**Short problem**:
Reproduce exactly the lines below, from the first one through the line containing "w-[768px] h-[610px] overflow-hidden", and omit any pictures.

**Available data**:
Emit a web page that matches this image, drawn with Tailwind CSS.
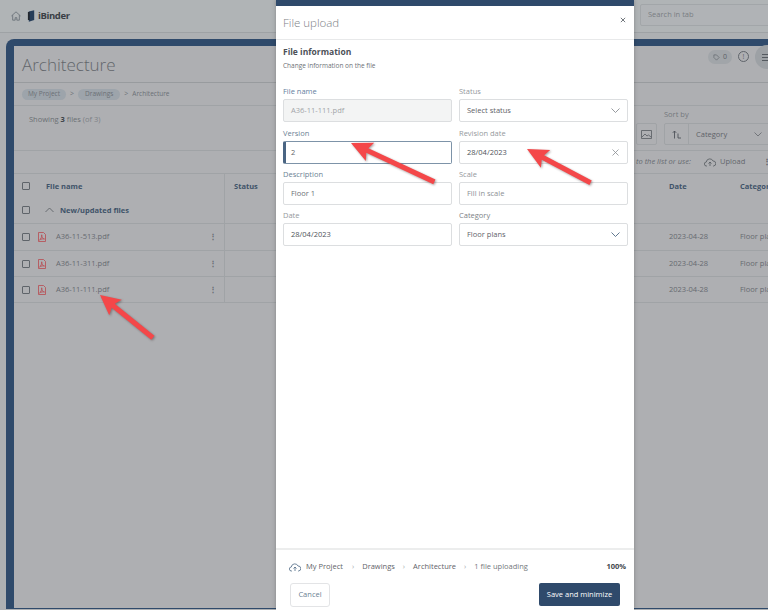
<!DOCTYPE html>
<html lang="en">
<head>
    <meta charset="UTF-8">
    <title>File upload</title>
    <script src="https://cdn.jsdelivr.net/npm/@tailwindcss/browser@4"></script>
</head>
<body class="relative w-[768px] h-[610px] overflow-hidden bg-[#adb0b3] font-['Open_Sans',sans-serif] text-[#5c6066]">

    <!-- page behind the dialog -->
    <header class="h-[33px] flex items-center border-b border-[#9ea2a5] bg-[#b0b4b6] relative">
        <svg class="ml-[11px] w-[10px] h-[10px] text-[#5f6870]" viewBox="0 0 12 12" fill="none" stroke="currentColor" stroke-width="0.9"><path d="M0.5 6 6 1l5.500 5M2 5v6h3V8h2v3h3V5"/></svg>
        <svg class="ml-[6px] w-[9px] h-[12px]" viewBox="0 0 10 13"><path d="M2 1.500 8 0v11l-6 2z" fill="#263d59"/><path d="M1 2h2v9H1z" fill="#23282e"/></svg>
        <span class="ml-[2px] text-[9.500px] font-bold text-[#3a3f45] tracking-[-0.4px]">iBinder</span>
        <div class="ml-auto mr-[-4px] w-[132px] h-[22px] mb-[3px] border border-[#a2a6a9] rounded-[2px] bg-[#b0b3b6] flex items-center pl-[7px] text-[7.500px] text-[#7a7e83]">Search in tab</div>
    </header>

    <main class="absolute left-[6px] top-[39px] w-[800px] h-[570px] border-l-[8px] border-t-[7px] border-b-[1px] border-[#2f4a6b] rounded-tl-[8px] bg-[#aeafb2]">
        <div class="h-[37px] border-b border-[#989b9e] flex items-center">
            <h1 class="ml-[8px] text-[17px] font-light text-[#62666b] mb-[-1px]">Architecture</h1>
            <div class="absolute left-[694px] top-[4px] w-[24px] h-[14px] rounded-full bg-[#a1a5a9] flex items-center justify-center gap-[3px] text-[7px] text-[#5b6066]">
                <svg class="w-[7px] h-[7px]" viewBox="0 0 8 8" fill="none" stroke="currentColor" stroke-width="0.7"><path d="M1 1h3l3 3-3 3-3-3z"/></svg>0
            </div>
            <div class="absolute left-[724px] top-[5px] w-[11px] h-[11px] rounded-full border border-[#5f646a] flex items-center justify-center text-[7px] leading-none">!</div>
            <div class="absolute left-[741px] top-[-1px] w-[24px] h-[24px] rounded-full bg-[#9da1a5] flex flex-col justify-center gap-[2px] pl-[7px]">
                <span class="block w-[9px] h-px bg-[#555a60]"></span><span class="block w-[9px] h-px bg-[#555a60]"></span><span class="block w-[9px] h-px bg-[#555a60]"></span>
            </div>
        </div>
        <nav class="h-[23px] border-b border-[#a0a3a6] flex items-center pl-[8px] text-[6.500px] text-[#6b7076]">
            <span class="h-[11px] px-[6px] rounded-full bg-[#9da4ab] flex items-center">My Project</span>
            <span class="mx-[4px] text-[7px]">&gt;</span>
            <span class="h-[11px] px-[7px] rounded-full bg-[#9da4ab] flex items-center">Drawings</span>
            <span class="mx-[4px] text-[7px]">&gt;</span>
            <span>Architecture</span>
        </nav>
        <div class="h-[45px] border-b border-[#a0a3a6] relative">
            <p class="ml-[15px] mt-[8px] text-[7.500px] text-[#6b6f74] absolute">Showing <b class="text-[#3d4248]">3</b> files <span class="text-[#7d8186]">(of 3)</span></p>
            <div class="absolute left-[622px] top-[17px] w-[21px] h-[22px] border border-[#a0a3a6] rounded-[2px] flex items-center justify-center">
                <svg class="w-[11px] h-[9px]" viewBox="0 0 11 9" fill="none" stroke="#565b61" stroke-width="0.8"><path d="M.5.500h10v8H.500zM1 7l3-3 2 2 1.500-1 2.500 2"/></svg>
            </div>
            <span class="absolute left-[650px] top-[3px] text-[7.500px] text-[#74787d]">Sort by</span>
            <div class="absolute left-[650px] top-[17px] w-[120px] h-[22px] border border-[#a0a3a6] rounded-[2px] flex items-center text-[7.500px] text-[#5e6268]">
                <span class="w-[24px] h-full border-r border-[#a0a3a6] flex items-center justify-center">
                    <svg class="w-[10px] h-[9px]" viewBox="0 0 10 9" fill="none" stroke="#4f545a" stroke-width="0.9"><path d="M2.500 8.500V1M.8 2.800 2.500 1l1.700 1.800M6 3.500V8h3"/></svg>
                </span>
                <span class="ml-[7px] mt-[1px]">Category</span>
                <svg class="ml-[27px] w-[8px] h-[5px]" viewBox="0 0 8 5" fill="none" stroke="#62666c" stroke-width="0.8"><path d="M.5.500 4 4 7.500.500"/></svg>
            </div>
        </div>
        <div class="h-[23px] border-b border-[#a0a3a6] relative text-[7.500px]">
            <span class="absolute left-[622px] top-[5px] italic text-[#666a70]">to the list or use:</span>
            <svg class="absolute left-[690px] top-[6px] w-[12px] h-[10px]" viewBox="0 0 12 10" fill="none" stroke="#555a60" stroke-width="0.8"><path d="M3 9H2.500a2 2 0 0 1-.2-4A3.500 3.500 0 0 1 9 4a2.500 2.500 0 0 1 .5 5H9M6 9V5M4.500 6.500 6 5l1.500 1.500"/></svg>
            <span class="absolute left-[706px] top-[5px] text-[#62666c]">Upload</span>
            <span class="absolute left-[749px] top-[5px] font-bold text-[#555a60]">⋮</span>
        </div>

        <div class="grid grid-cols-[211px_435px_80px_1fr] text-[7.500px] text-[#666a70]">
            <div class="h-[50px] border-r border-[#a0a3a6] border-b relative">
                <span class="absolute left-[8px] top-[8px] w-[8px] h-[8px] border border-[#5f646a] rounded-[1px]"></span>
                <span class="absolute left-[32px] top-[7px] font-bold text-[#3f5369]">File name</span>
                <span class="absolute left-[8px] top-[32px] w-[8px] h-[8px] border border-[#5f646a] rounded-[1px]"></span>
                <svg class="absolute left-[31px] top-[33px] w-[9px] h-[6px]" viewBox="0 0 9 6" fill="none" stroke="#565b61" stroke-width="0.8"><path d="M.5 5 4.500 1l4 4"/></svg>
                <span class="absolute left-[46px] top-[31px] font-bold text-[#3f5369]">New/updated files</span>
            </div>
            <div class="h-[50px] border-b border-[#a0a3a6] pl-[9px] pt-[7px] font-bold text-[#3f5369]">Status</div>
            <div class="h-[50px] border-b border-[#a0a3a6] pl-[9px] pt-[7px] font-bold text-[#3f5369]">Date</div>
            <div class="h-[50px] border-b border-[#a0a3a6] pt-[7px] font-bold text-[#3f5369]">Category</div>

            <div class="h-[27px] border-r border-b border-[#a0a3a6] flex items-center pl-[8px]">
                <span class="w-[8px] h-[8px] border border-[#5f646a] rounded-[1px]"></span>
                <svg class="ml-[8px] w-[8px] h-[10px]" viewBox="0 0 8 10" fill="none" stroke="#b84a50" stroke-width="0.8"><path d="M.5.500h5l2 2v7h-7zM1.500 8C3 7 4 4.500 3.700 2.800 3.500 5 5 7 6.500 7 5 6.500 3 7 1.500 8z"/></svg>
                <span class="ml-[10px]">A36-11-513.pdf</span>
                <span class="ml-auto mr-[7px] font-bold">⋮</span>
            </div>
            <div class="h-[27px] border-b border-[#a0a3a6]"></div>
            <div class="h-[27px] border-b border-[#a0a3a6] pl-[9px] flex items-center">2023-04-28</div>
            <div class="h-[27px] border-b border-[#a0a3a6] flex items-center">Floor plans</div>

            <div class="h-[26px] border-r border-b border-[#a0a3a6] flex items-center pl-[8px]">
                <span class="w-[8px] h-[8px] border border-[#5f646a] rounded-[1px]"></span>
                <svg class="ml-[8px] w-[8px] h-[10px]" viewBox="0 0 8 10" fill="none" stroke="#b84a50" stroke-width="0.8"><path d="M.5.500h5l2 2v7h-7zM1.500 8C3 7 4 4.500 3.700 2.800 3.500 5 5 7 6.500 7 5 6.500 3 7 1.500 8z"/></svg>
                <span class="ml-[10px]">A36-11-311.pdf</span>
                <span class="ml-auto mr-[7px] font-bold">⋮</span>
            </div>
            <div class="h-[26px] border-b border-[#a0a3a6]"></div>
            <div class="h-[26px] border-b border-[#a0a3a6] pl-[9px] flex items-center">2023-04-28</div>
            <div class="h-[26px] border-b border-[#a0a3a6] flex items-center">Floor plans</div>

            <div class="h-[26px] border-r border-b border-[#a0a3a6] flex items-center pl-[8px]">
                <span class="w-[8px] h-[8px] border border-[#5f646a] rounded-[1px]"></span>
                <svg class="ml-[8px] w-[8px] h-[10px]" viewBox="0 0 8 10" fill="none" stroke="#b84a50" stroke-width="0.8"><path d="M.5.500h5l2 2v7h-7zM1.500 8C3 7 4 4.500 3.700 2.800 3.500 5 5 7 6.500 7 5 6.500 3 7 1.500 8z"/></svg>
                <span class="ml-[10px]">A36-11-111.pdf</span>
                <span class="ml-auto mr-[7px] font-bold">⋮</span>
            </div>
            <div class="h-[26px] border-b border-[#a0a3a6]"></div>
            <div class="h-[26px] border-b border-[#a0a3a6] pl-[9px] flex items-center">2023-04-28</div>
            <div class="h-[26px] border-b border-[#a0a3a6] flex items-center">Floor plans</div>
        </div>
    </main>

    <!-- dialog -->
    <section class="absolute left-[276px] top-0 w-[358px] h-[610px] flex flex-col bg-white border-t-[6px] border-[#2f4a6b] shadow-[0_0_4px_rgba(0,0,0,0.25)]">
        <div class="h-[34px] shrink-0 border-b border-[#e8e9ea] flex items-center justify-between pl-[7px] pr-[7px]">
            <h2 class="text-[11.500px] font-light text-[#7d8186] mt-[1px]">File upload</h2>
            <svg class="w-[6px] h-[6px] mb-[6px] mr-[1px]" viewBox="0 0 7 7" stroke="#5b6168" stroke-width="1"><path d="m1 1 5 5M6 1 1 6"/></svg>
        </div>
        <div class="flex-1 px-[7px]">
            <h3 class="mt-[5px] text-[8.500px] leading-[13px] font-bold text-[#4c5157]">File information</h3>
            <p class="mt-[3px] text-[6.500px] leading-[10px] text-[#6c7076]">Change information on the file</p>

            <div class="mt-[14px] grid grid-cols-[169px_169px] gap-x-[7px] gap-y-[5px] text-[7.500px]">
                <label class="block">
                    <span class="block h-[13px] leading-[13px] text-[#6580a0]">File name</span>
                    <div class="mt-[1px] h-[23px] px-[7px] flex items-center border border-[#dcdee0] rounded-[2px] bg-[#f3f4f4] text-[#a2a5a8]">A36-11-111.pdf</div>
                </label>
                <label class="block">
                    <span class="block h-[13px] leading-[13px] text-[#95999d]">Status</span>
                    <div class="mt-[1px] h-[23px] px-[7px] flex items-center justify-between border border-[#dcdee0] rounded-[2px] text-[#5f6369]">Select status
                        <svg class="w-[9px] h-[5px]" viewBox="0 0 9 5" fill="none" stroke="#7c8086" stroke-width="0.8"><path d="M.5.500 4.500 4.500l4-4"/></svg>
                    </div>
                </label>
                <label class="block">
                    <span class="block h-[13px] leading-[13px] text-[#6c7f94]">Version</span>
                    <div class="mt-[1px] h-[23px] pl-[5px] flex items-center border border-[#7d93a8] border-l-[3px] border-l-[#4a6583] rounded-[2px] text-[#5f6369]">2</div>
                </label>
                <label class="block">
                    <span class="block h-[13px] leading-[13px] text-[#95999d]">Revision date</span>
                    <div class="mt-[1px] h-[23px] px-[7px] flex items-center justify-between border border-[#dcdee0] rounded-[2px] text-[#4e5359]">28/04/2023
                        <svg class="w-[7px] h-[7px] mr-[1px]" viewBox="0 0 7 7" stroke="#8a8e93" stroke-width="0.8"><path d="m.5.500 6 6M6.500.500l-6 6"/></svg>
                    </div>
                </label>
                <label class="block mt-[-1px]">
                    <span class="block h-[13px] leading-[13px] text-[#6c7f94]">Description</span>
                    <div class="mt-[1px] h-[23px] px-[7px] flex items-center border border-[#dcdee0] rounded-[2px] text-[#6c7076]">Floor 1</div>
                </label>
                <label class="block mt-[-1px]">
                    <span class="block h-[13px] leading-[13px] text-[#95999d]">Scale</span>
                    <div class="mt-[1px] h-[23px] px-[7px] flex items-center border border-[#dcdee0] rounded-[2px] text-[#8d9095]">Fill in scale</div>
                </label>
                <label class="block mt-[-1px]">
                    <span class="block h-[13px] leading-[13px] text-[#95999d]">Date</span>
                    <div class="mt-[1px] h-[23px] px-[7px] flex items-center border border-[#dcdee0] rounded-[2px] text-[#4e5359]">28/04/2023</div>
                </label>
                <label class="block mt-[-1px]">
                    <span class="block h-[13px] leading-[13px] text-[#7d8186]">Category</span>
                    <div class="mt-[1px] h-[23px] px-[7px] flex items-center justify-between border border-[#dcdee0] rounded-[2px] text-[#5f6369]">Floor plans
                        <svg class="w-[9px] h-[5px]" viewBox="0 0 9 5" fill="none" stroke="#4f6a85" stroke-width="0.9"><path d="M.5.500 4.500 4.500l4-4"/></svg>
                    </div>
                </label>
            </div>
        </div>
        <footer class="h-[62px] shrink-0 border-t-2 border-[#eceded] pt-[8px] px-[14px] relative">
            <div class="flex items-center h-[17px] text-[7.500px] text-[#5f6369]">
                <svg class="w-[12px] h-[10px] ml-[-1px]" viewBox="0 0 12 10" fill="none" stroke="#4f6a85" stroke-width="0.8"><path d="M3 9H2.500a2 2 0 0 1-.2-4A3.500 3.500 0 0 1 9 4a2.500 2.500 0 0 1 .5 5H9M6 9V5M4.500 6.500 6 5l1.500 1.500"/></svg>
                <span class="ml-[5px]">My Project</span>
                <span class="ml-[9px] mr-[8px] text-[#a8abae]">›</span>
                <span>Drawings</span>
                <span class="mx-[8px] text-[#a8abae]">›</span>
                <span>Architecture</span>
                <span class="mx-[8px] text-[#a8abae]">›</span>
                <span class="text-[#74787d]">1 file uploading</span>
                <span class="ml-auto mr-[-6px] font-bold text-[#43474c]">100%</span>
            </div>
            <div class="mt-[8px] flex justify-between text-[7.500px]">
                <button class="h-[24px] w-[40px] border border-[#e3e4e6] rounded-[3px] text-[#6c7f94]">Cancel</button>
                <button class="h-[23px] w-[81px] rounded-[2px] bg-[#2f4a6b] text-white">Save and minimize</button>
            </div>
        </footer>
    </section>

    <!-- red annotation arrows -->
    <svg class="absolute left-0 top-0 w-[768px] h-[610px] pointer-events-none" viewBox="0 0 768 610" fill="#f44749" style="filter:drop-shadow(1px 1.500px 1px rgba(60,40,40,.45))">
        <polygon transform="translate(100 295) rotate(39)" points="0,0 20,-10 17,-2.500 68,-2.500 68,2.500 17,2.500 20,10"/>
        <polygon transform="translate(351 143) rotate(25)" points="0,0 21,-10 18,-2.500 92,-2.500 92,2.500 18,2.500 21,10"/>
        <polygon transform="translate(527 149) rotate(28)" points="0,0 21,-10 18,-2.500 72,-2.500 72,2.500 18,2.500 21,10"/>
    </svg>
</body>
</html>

**Solution for this exercise**:
Emit a web page that matches this image, drawn with Tailwind CSS.
<!DOCTYPE html>
<html lang="en">
<head>
    <meta charset="UTF-8">
    <title>File upload</title>
    <script src="https://cdn.jsdelivr.net/npm/@tailwindcss/browser@4"></script>
</head>
<body class="relative w-[768px] h-[610px] overflow-hidden bg-[#adb0b3] font-['Open_Sans',sans-serif] text-[#5c6066]">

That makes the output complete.